Hrimgrimir cut him off with a nasty laugh. “You’re our kind,”

he said. “You’re the son of two frost giants, even if you did hang around with the Aesir. Do you think they ever counted you their equal?”

Hearing Hrimgrimir state the obvious was almost more than Loki could tolerate. “Hold your tongue,” he said, “or I may let the maid have it in place of toilet paper.”

Hrimgrimir grumbled ominously as Loki stopped before the vast marble sink. He looked into the mirror, ran his hand through his wet hair to dry it, and met Hrimgrimir’s reflected stare. It was time to change tactics.

“I’ll have plenty to keep you busy soon enough, in any case,” he said in his most soothing voice. “You won’t be idle, I assure you.” The Jotunn’s densely muscled body overfilled the door frame behind him. “You’re going to break the rules again?”

“Oh, not openly. To act precipitously now would force Freya to take the very actions she threatened when we struck our bargain.

And we must continue to look for functioning bridges if we are to bring more of your brothers to Midgard.”

“And the humans? Did you find what you were looking for?”

“Naturally.” Loki smiled at himself, admiring his perfect white teeth. “An excellent addition to my growing stable of corrupt mortals, and just as easily manipulated. The effects will not be immediate, but they will be too subtle for Freya to detect until I am well established.”

“What did you do to get to this guy?” Hrimgrimir asked with leering curiosity.

“A method you could certainly never employ.”
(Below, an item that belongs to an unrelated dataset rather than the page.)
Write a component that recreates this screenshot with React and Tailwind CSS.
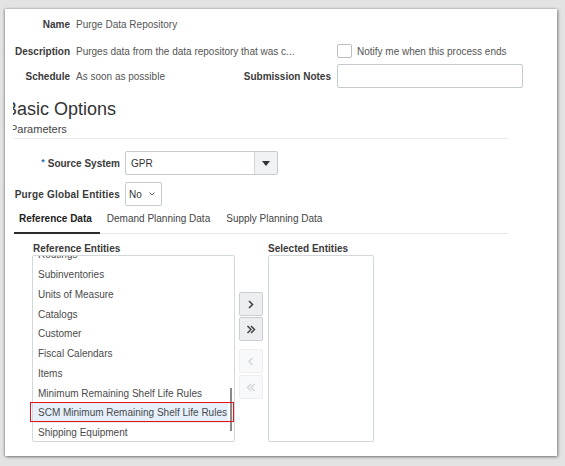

Suddenly the Jotunn began to shrink in on himself, his body seeming to grow leaner and shorter until he resembled a flawed copy of Loki.

“Are you so sure, Scar-lip?”

Loki spun lightly around and struck Hrimgrimir hard across the face. No magic, only a Jotunn’s power and the element of surprise.

Hrimgrimir lost his hold on his new shape, staggered back, and crashed into a delicate chair, shattering it as if it had been built of toothpicks and spit.

“Don’t ever call me that again,” Loki said pleasantly, leaning against the doorjamb.

Hrimgrimir groaned and sat up, rubbing at his bloody lip. “One of these days, Laufeyson,” he snarled, “you’ll go too far.”